Proliferation of those annoying, confusing extended-ratings band races has now added an extra muddle for the rank and file punter with the northern hemisphere three-year-olds qualifying for the grade below their rating.

On the weekend, we had Dreams Maker able to contest a Class Four off an official rating of 70, as well as Confucius Fortune running in Class Four off a 64 rating.

We have to wonder aloud once more why those horses with the five-pound weight-for-age allowance are simply not rated on the actual figure off which they compete?

The truth is that Confucius Fortune is a 59-rated horse. He will give a pound away when he races a four-year-old rated 58. Any other view is nonsense.

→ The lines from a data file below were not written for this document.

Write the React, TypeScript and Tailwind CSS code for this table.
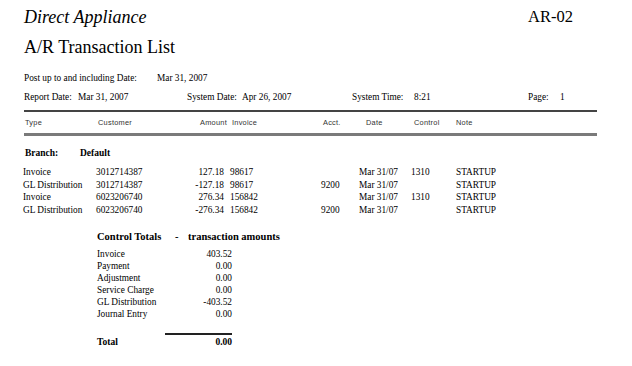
import React from "react";

type Txn = {
  type: string;
  customer: string;
  amount: string;
  invoice: string;
  acct: string;
  date: string;
  control: string;
  note: string;
};

const txns: Txn[] = [
  { type: "Invoice", customer: "3012714387", amount: "127.18", invoice: "98617", acct: "", date: "Mar 31/07", control: "1310", note: "STARTUP" },
  { type: "GL Distribution", customer: "3012714387", amount: "-127.18", invoice: "98617", acct: "9200", date: "Mar 31/07", control: "", note: "STARTUP" },
  { type: "Invoice", customer: "6023206740", amount: "276.34", invoice: "156842", acct: "", date: "Mar 31/07", control: "1310", note: "STARTUP" },
  { type: "GL Distribution", customer: "6023206740", amount: "-276.34", invoice: "156842", acct: "9200", date: "Mar 31/07", control: "", note: "STARTUP" },
];

const totals = [
  { label: "Invoice", value: "403.52" },
  { label: "Payment", value: "0.00" },
  { label: "Adjustment", value: "0.00" },
  { label: "Service Charge", value: "0.00" },
  { label: "GL Distribution", value: "-403.52" },
  { label: "Journal Entry", value: "0.00" },
];

export default function App() {
  return (
    <div className="w-[632px] h-[366px] bg-white text-black font-['Liberation_Serif',serif] overflow-hidden">
      {/* title block */}
      <div className="flex mt-[7px] leading-[20px]">
        <div className="pl-[24px] w-[528px] text-[18px] italic">Direct Appliance</div>
        <div className="text-[16.5px]">AR-02</div>
      </div>
      <div className="pl-[24px] mt-[10px] text-[18px] leading-[20px]">A/R Transaction List</div>

      <div className="text-[9.3px] leading-[12px] whitespace-nowrap">
        <div className="flex pl-[24px] mt-[15px]">
          <span className="w-[133px]">Post up to and including Date:</span>
          <span>Mar 31, 2007</span>
        </div>
        <div className="flex pl-[24px] mt-[7px]">
          <span className="w-[54px]">Report Date:</span>
          <span className="w-[109px]">Mar 31, 2007</span>
          <span className="w-[55px]">System Date:</span>
          <span className="w-[110px]">Apr 26, 2007</span>
          <span className="w-[62px]">System Time:</span>
          <span className="w-[114px]">8:21</span>
          <span className="w-[32px]">Page:</span>
          <span>1</span>
        </div>
      </div>

      {/* column heads */}
      <div className="ml-[24px] w-[573px] mt-[7px] h-[2px] bg-[#444]" />
      <div className="flex pl-[25px] mt-[5px] text-[7.4px] leading-[11px] tracking-[0.25px] text-[#333] font-['Liberation_Sans',sans-serif] whitespace-nowrap">
        <span className="w-[73px]">Type</span>
        <span className="w-[89px]">Customer</span>
        <span className="w-[40px] text-right">Amount</span>
        <span className="w-[91px] ml-[5px]">Invoice</span>
        <span className="w-[43px]">Acct.</span>
        <span className="w-[48px]">Date</span>
        <span className="w-[42px]">Control</span>
        <span>Note</span>
      </div>
      <div className="ml-[24px] w-[573px] mt-[5px] h-[3px] bg-[#7a7a7a]" />

      {/* branch */}
      <div className="flex pl-[25px] mt-[11px] text-[9.5px] leading-[12px] font-bold">
        <span className="w-[55px]">Branch:</span>
        <span>Default</span>
      </div>

      <div className="mt-[7px] text-[9.3px] leading-[12.5px] whitespace-nowrap">
        {txns.map((t, i) => (
          <div key={i} className="flex pl-[23px]">
            <span className="w-[73px]">{t.type}</span>
            <span className="w-[90px]">{t.customer}</span>
            <span className="w-[38px] text-right">{t.amount}</span>
            <span className="w-[91px] ml-[6px]">{t.invoice}</span>
            <span className="w-[38px]">{t.acct}</span>
            <span className="w-[52px]">{t.date}</span>
            <span className="w-[45px]">{t.control}</span>
            <span>{t.note}</span>
          </div>
        ))}
      </div>

      {/* control totals */}
      <div className="flex ml-[97px] mt-[15px] text-[10.5px] leading-[12px] font-bold whitespace-nowrap">
        <span className="w-[78px]">Control Totals</span>
        <span className="w-[13px]">-</span>
        <span>transaction amounts</span>
      </div>
      <div className="ml-[97px] w-[135px] mt-[5px] text-[9.3px] leading-[12px]">
        {totals.map((r) => (
          <div key={r.label} className="flex justify-between">
            <span>{r.label}</span>
            <span>{r.value}</span>
          </div>
        ))}
      </div>
      <div className="ml-[165px] w-[67px] mt-[13px] h-[2px] bg-[#222]" />
      <div className="flex justify-between ml-[97px] w-[135px] mt-[1px] text-[9.5px] leading-[12px] font-bold">
        <span>Total</span>
        <span>0.00</span>
      </div>
    </div>
  );
}
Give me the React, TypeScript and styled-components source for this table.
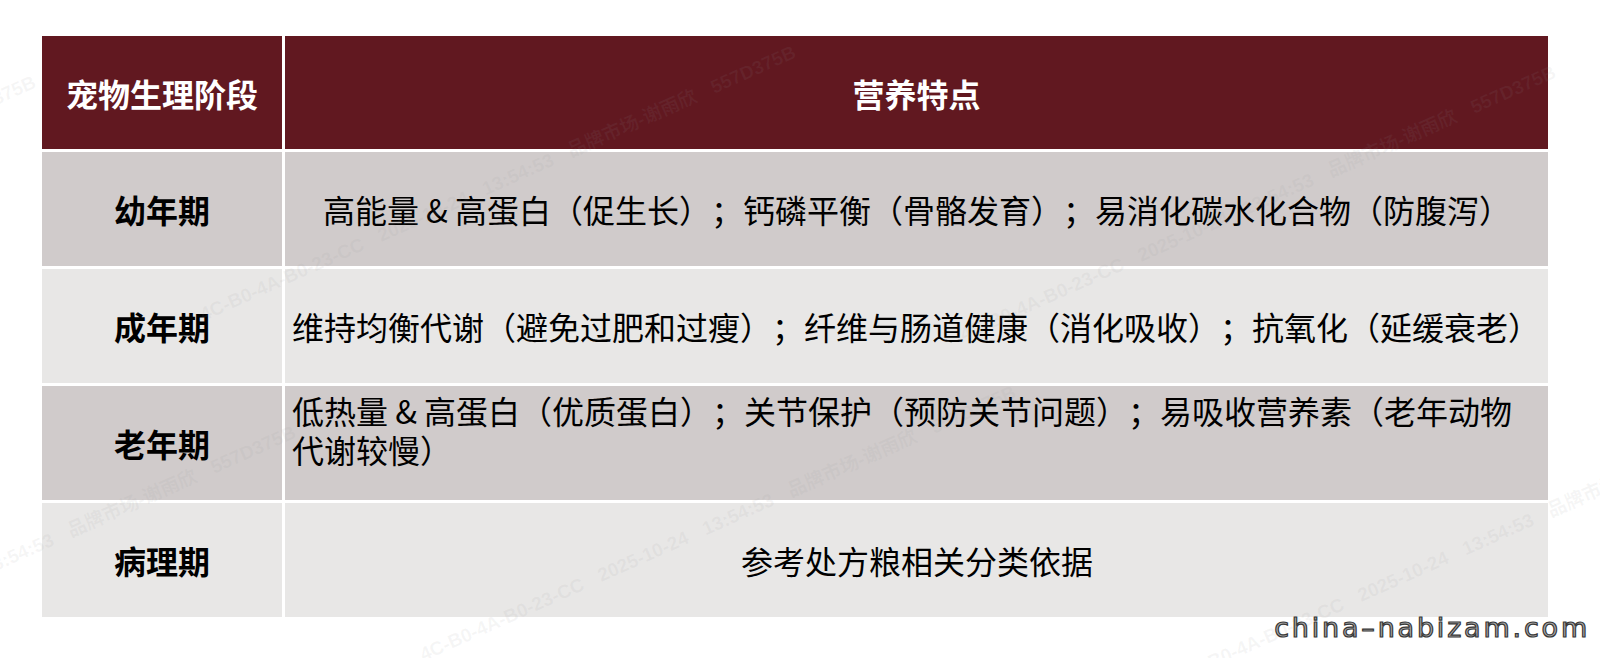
import { Fragment } from "react";
import styled, { createGlobalStyle } from "styled-components";

const GlobalStyle = createGlobalStyle`
  html, body {
    margin: 0;
    padding: 0;
    background: #ffffff;
  }

  body {
    font-family: "Noto Sans CJK SC", "Noto Sans", sans-serif;
    color: #000;
  }
`;

const Page = styled.div`
  position: relative;
  width: 1600px;
  height: 658px;
  overflow: hidden;
  padding: 36px 0 0 42px;
  box-sizing: border-box;
  background: #fff;
`;

const Table = styled.div`
  display: grid;
  grid-template-columns: 240px 1263px;
  grid-template-rows: 113px repeat(4, 114px);
  column-gap: 3px;
  row-gap: 3px;
`;

const HeadCell = styled.div`
  display: flex;
  align-items: center;
  justify-content: center;
  background: #611820;
  color: #fff;
  font-size: 32px;
  font-weight: 700;
`;

const StageCell = styled.div<{ $shade: "dark" | "light" }>`
  display: flex;
  align-items: center;
  justify-content: center;
  background: ${(p) => (p.$shade === "dark" ? "#d0cbcb" : "#e8e7e6")};
  font-size: 32px;
  font-weight: 700;
`;

const NoteCell = styled.div<{
  $shade: "dark" | "light";
  $align: "center" | "left";
  $top?: boolean;
}>`
  display: flex;
  align-items: ${(p) => (p.$top ? "flex-start" : "center")};
  justify-content: ${(p) => (p.$align === "center" ? "center" : "flex-start")};
  padding: ${(p) => (p.$top ? "5px 6px 0 7px" : "0 6px 0 7px")};
  background: ${(p) => (p.$shade === "dark" ? "#d0cbcb" : "#e8e7e6")};
  font-size: 32px;
  line-height: 39px;
  white-space: nowrap;
  text-spacing-trim: space-all;
  font-kerning: none;
`;

// 水印层
const Watermark = styled.div`
  position: absolute;
  inset: 0;
  pointer-events: none;
`;

const Mark = styled.span`
  position: absolute;
  white-space: nowrap;
  font-family: "Liberation Sans", "Noto Sans CJK SC", sans-serif;
  font-size: 19px;
  font-weight: 700;
  color: rgba(150, 150, 150, 0.09);
  transform: rotate(-24deg);
  transform-origin: left center;
  word-spacing: 12px;
`;

const SiteMark = styled.div`
  position: absolute;
  right: 10px;
  bottom: 15px;
  font-family: "DejaVu Sans", sans-serif;
  font-size: 27px;
  letter-spacing: 2.8px;
  color: #ababab;
  -webkit-text-stroke: 1.2px #383838;
`;

const rows = [
  {
    stage: "幼年期",
    shade: "dark" as const,
    align: "center" as const,
    text: "高能量 & 高蛋白（促生长）；钙磷平衡（骨骼发育）；易消化碳水化合物（防腹泻）",
  },
  {
    stage: "成年期",
    shade: "light" as const,
    align: "left" as const,
    text: "维持均衡代谢（避免过肥和过瘦）；纤维与肠道健康（消化吸收）；抗氧化（延缓衰老）",
  },
  {
    stage: "老年期",
    shade: "dark" as const,
    align: "left" as const,
    top: true,
    text: (
      <span>
        低热量 & 高蛋白（优质蛋白）；关节保护（预防关节问题）；易吸收营养素（老年动物
        <br />
        代谢较慢）
      </span>
    ),
  },
  {
    stage: "病理期",
    shade: "light" as const,
    align: "center" as const,
    text: "参考处方粮相关分类依据",
  },
];

const markText = "4C-B0-4A-B0-23-CC 2025-10-24 13:54:53 品牌市场-谢雨欣 557D375B";

const marks = [
  { left: -560, top: 330 },
  { left: 200, top: 300 },
  { left: 960, top: 320 },
  { left: -300, top: 680 },
  { left: 420, top: 640 },
  { left: 1180, top: 660 },
];

export default function App() {
  return (
    <>
      <GlobalStyle />
      <Page>
        <Table>
          <HeadCell>宠物生理阶段</HeadCell>
          <HeadCell>营养特点</HeadCell>
          {rows.map((r) => (
            <Fragment key={r.stage}>
              <StageCell $shade={r.shade}>{r.stage}</StageCell>
              <NoteCell $shade={r.shade} $align={r.align} $top={r.top}>
                {r.text}
              </NoteCell>
            </Fragment>
          ))}
        </Table>
        <Watermark>
          {marks.map((m, i) => (
            <Mark key={i} style={{ left: m.left, top: m.top }}>
              {markText}
            </Mark>
          ))}
        </Watermark>
        <SiteMark>china–nabizam.com</SiteMark>
      </Page>
    </>
  );
}
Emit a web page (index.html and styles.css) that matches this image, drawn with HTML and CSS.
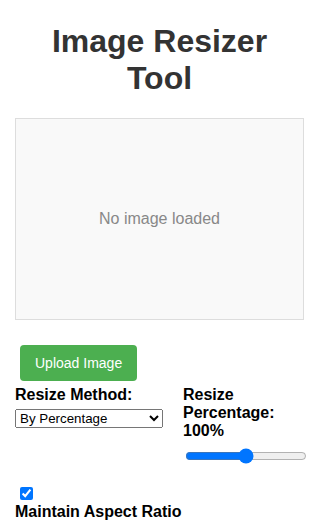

Now, with the extended-band races, we have the silliness of calling Dreams Maker a 70 horse when he is competing off 65. And all any of this does is confuse the man in the street, especially the newcomer to racing.

One of the beauties of the ratings system has been its simplicity - an attractive quality by comparison with bamboozling class systems in many jurisdictions, which are a real turn-off for the new fan trying to figure out whether this race is easier or harder than the horse's last assignment.

When racing here is eventually presented to bettors overseas on a wider basis, that simplicity would be a winning quality to fast-tracking interest in this far-flung racing product. If it isn't left behind for the sake of some little handicapping nicety. Not so long ago, for example, those arrows in the official racebook form guide that are used to indicate a rise or drop in class, were correct. Now they are all over the place.

A Class Two extended at the top to include horses up to a rating of 105 is now called a Class One, but a Class Four extended up the same way to include horses up to a 65 rating is still called a Class Four. Go figure.

But the official classification is still reflected in those 'information' arrows.

We had a race at Happy Valley recently - and it is far from the only example - where the top weight in a 105-80 Class One was Blue Sky off a 100 rating. In other words, this was actually a Class Two.

We're not concerned with the deep thought processes that no doubt evolved these concepts or with what the racing professionals think - only the way it looks to the customer.

Throwing the weight-for-age allowance in as an extra trick play for newcomers only serves to muddy the waters and keep racing more inaccessible when the job at hand should be to make that part of it simple. There is enough complexity in races without this.

When two soccer teams take the field, the equations are simple and that's why so many younger people would prefer to bet on that than tackle something that seems at times to be Sanskrit translated into Swahili and then into Braille.